Hace mucho tiempo, desde antes de conocerlo personalmente, que vengo acechando a Andrés L. Mateo.
No puedo precisar cuándo fue la primera vez que lo leí y consideré que lo que yo acababa de leer él lo había escrito pensando en mí. Y entonces pensé más o menos: ¡Diablos, parece que este tíguere me conoce!
Y lo grande es que cada vez que lo leo hoy, pienso lo mismo.
Tampoco me es posible precisar quién fue la primera persona (quizás treinta años atrás, o talvez más) a la que le pregunté por él y me dijo lo que yo ya había pensado: "Ese es un hombre serio" (aunque se ríe, hace chistes y creo que hasta se bebe su traguito).
Deben saber, lo aclaro de antemano asumiendo todo riesgo, que sigo diciendo lo mismo.

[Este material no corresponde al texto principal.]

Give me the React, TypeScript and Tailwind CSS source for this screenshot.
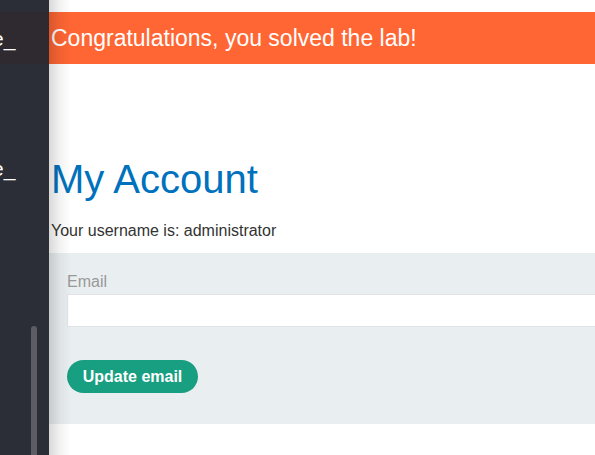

Cuando supe que había nacido y lo habían criado en San Juan Bosco, lindero sur del Villa Consuelo que propició mis primeras aventuras y sueños, me dije: ¡Vaya usted a saber si jugamos pelota en Don Bosco en el mismo equipo; si estábamos allí cuando Manuel Mota dio aquel jonrón que pasó por encima de la cúpula del templo, o si vimos las mismas películas que nos ponía aquel cura bueno cuyo nombre ya no recuerdo!
Más difícil aún me resulta decir que he leido absolutamente todo lo que él ha escrito, porque ha escrito demasiado, y creo que nunca se le ha ocurrido hacer una pausa en su doble ejercicio literario y de su buena pasión ciudadana.
Pero sí puedo afirmar, eso sí, que aunque no lea todo lo que él escribe (porque a veces los afanes de la apabullante rutina diaria no lo permiten), que sigue escribiendo por mí y por nuestra generación, la que nació a la conciencia a coñazo limpio en los inicios de los sesenta.
Lo que quiero decir, con este reconocimiento que le hago, es que todos debemos tener como lo tengo, sentido de pertenencia a nuestro tiempo y, con eso, orgullo por nuestros méritos generacionales, incluyendo el sentido aleccionador de nuestras derrotas.
Lo que quiero decir, pues, es que Andrés L. Mateo, con los principios y valores que están en sus escritos, me representa en visión de la vida pública y procedencia.
Y hasta le concedo el ocasional derecho a equivocarse. Porque al cabo, como usted y como yo, es esencialmente humano.